New biography offers well-crafted story of Louise Bourgeois's rich life
Briefly

New biography offers well-crafted story of Louise Bourgeois's rich life
"A famous portrait of the French-American artist Louise Bourgeois (1911-2010) shows her outside her home in New York City, wearing one of her latex sculptures, Avenza (1968-69), named after a village in Tuscany. Wrapped in a cocoon of breast-like half-cups, she looks like a rumpled mother goddess who has been accidentally teleported to Chelsea in New York: the Ephesian Artemis, for example, usually portrayed with similar appendages covering her upper torso."
"Strikingly, Bourgeois, her hair pulled back, looks away from the camera, as if hoping to distance herself from her own daring: a schoolmarm pushed to play the role of iconoclast. In her richly detailed Knife-Woman: The Life of Louise Bourgeois, wonderfully translated from the French by Lauren Elkin, the art historian and curator Marie-Laure Bernadac suggests that such ambivalence is in fact characteristic of her subject's work as a whole."
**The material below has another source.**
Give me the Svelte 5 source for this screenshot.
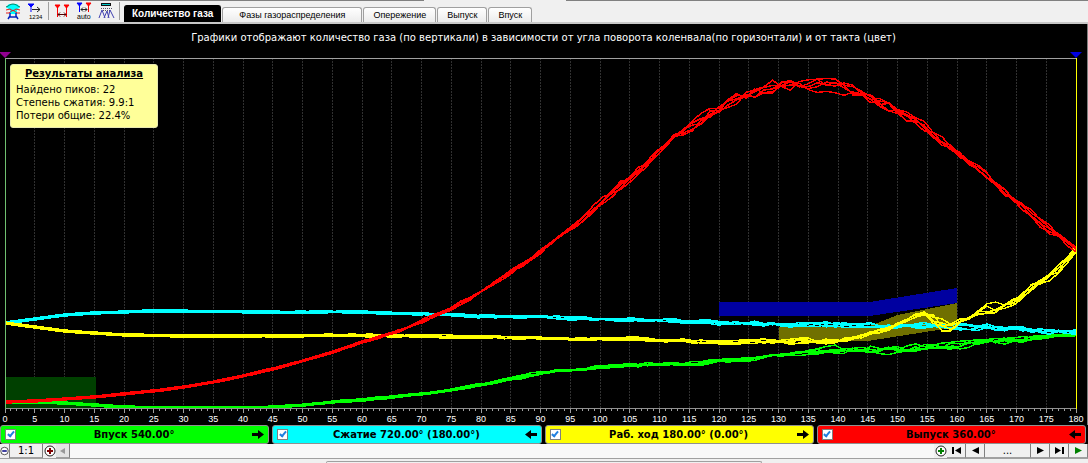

Louise Bourgeois, born in Paris on Christmas Day three years before the First World War, repeatedly revisited the traumas of her childhood. Her father Louis, owner of a fine-tapestry gallery, returned from war a philanderer and bully who carried on an affair with the family’s British nanny and mocked his daughter by carving an orange peel into a girl while proclaiming, "Louise has nothing there." Bourgeois translated complex familial pain into a career of sexually ambiguous figures and installations shown worldwide. She both avenged paternal cruelty and celebrated her mother Joséphine, a weaver and seamstress, through towering spider sculptures such as Maman (1999). A famous portrait captures her wearing the latex Avenza, blending maternal and iconoclastic imagery.